#### THE REQUEST:
Output solely the number of lines containing the string "styles".

#### RECORDS SUPPLIED:
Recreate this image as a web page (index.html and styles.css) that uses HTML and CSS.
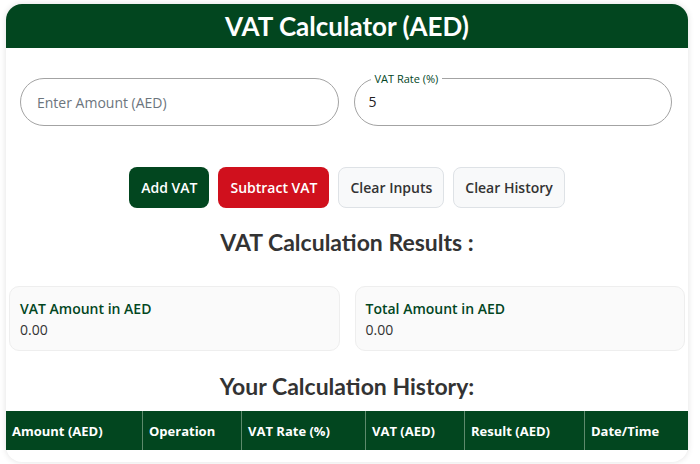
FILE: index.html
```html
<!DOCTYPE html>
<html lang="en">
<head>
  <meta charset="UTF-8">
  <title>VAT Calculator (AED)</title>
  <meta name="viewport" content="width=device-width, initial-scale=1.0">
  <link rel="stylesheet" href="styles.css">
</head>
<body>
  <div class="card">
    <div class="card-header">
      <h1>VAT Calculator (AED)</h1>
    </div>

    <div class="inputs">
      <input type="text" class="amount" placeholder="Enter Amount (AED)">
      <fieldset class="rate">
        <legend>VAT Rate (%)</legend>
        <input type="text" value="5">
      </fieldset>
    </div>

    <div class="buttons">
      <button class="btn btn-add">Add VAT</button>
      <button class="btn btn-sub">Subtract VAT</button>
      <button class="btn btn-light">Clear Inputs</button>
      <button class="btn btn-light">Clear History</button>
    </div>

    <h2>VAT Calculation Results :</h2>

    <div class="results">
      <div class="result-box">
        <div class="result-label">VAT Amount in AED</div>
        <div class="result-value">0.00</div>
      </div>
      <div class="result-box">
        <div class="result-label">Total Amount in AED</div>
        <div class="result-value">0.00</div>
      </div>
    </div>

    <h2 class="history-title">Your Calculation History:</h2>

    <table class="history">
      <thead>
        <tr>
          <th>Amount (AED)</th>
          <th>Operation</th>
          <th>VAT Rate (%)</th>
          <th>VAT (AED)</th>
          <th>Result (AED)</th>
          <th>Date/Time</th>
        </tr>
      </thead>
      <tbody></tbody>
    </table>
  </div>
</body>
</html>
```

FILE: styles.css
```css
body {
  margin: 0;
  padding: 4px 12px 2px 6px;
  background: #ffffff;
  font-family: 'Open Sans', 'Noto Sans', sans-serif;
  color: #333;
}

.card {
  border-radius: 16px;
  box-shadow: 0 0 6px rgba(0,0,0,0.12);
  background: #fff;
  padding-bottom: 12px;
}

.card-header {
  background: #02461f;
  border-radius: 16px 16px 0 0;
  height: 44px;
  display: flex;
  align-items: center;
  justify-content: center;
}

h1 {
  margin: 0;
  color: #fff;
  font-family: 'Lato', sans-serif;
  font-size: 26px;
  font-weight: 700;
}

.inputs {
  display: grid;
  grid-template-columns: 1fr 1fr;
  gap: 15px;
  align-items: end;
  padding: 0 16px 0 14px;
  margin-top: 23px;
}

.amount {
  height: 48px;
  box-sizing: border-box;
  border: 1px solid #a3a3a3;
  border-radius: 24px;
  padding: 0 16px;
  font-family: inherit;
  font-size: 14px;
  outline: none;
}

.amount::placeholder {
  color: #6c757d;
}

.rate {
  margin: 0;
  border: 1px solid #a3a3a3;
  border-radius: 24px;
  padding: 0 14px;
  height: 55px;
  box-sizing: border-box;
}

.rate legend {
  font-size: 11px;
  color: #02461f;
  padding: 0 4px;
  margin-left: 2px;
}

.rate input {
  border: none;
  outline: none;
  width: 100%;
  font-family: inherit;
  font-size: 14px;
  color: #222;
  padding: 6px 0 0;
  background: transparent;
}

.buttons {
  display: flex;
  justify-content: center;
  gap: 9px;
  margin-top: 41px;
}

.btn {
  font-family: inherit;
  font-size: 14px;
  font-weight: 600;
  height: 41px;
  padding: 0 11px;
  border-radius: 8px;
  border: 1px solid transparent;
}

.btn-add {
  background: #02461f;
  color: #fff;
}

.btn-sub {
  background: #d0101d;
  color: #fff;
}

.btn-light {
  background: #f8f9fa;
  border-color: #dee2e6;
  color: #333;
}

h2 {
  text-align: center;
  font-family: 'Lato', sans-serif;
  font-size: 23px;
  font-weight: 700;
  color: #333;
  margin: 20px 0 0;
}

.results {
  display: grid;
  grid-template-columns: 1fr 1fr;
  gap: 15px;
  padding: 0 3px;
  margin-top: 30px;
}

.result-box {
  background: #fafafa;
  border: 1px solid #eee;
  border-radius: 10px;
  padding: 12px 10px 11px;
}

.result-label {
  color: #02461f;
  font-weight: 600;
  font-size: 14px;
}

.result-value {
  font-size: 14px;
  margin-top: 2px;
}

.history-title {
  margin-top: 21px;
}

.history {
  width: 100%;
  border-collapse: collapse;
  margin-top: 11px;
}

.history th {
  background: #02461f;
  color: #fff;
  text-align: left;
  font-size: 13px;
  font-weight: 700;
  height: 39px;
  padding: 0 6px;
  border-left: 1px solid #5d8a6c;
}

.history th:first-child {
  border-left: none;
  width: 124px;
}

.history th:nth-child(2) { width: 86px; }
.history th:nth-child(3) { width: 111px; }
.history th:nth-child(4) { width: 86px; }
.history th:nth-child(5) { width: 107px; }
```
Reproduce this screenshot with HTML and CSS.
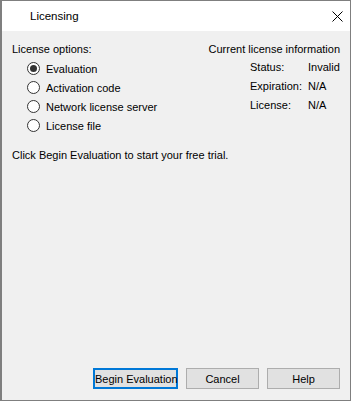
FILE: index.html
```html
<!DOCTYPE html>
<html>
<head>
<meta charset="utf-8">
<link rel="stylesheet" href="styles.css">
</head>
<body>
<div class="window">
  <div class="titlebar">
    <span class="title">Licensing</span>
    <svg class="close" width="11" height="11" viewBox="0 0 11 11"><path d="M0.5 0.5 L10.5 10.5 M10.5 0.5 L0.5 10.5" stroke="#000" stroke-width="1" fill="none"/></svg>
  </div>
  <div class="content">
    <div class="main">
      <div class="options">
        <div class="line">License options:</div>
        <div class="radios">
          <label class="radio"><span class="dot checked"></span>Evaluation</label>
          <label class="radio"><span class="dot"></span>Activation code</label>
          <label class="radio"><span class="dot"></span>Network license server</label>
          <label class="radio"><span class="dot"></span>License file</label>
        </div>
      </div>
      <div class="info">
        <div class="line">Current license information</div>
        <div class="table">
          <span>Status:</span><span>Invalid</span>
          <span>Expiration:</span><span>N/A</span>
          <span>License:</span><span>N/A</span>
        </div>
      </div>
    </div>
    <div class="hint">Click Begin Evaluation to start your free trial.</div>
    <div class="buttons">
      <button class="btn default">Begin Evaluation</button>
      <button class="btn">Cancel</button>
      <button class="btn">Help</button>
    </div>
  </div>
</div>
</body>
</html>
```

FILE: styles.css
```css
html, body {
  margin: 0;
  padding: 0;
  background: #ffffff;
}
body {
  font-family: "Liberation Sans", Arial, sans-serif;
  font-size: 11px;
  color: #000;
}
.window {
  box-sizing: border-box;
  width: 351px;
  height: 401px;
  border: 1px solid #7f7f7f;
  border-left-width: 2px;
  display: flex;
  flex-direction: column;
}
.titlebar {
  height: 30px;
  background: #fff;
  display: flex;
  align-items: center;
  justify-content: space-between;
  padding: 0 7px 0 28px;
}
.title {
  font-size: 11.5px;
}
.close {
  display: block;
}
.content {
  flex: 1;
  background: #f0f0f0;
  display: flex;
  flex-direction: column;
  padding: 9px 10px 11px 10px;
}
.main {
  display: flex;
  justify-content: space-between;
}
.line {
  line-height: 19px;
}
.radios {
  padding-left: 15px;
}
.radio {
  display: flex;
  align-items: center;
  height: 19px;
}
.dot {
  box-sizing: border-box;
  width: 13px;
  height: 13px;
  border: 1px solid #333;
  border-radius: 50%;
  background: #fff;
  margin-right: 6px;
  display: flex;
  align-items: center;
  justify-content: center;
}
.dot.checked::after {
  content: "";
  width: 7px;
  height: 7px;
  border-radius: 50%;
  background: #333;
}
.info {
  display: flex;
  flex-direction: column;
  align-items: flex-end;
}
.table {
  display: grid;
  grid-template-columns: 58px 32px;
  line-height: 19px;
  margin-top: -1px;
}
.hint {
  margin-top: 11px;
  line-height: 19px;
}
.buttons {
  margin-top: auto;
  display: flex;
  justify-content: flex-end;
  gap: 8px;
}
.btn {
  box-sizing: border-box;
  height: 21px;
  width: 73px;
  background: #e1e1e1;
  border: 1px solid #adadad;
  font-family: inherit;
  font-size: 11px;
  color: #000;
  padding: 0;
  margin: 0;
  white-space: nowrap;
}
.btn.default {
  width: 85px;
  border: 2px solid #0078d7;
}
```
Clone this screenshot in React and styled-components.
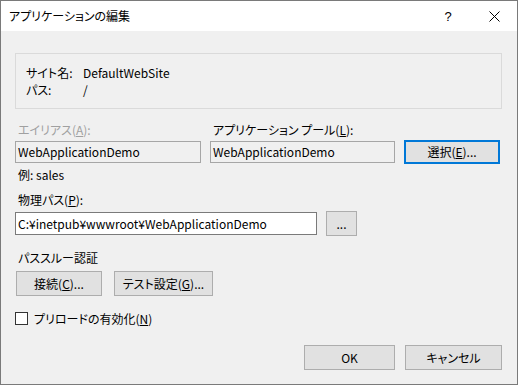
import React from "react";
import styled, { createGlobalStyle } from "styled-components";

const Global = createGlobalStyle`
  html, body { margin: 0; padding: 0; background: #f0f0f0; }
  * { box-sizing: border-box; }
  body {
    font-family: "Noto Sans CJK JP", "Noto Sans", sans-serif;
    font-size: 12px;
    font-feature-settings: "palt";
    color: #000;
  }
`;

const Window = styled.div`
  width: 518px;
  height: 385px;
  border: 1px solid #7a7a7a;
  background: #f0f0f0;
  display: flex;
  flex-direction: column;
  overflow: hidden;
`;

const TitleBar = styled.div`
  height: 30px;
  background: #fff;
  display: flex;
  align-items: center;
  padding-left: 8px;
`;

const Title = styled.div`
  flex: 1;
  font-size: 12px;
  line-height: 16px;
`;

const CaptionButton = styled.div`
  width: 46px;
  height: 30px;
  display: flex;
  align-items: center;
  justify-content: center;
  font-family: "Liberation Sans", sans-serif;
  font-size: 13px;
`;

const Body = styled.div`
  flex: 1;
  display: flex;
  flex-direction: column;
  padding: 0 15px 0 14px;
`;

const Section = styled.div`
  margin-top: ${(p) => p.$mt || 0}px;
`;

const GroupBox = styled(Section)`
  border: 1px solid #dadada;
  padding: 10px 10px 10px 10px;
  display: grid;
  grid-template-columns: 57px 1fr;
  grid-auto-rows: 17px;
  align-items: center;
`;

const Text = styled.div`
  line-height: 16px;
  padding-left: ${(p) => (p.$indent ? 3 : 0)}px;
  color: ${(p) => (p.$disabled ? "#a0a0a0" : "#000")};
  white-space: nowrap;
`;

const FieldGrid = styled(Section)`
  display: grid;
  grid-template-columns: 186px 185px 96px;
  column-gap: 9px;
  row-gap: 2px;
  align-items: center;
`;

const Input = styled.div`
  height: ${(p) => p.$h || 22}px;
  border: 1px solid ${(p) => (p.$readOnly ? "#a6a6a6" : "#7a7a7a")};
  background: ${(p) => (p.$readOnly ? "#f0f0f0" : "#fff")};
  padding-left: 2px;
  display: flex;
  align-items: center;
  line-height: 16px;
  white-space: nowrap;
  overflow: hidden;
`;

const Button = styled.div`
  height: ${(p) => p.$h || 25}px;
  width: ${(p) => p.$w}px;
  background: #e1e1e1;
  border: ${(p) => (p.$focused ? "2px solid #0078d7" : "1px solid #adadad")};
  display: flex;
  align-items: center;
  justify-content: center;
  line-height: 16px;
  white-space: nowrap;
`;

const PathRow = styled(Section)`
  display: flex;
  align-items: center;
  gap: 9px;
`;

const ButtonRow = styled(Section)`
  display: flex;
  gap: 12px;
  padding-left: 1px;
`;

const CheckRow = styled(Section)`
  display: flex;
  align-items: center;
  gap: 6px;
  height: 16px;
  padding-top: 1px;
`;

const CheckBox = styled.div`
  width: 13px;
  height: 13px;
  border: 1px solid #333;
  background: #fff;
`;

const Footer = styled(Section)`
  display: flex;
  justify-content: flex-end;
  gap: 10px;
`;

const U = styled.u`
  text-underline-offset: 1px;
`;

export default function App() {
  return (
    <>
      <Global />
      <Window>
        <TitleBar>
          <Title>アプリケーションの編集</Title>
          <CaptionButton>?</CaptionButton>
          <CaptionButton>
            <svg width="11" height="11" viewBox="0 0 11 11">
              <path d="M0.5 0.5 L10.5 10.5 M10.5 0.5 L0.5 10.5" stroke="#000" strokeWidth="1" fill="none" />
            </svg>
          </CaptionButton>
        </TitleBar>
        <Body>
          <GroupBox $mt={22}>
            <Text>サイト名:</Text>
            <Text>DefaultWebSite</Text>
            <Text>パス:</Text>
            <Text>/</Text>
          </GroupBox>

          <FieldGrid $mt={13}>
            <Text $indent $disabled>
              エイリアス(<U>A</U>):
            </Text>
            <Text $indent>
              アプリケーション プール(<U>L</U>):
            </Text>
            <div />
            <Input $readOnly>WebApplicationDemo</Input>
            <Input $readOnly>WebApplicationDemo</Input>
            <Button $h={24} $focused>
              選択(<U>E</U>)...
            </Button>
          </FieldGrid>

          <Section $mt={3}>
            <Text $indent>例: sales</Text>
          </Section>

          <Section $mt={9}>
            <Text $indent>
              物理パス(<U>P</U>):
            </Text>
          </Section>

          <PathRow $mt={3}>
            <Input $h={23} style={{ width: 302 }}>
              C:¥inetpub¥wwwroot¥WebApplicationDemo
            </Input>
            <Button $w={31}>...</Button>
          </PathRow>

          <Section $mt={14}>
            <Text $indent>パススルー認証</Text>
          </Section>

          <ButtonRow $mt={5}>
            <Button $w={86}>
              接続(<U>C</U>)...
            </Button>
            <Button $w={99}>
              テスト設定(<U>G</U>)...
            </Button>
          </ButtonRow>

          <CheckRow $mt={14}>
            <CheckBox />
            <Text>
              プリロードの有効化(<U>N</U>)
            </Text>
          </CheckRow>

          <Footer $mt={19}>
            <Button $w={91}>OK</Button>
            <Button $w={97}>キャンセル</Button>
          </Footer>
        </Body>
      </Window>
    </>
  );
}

#### SOLUTION TO THE EXERCISE:
5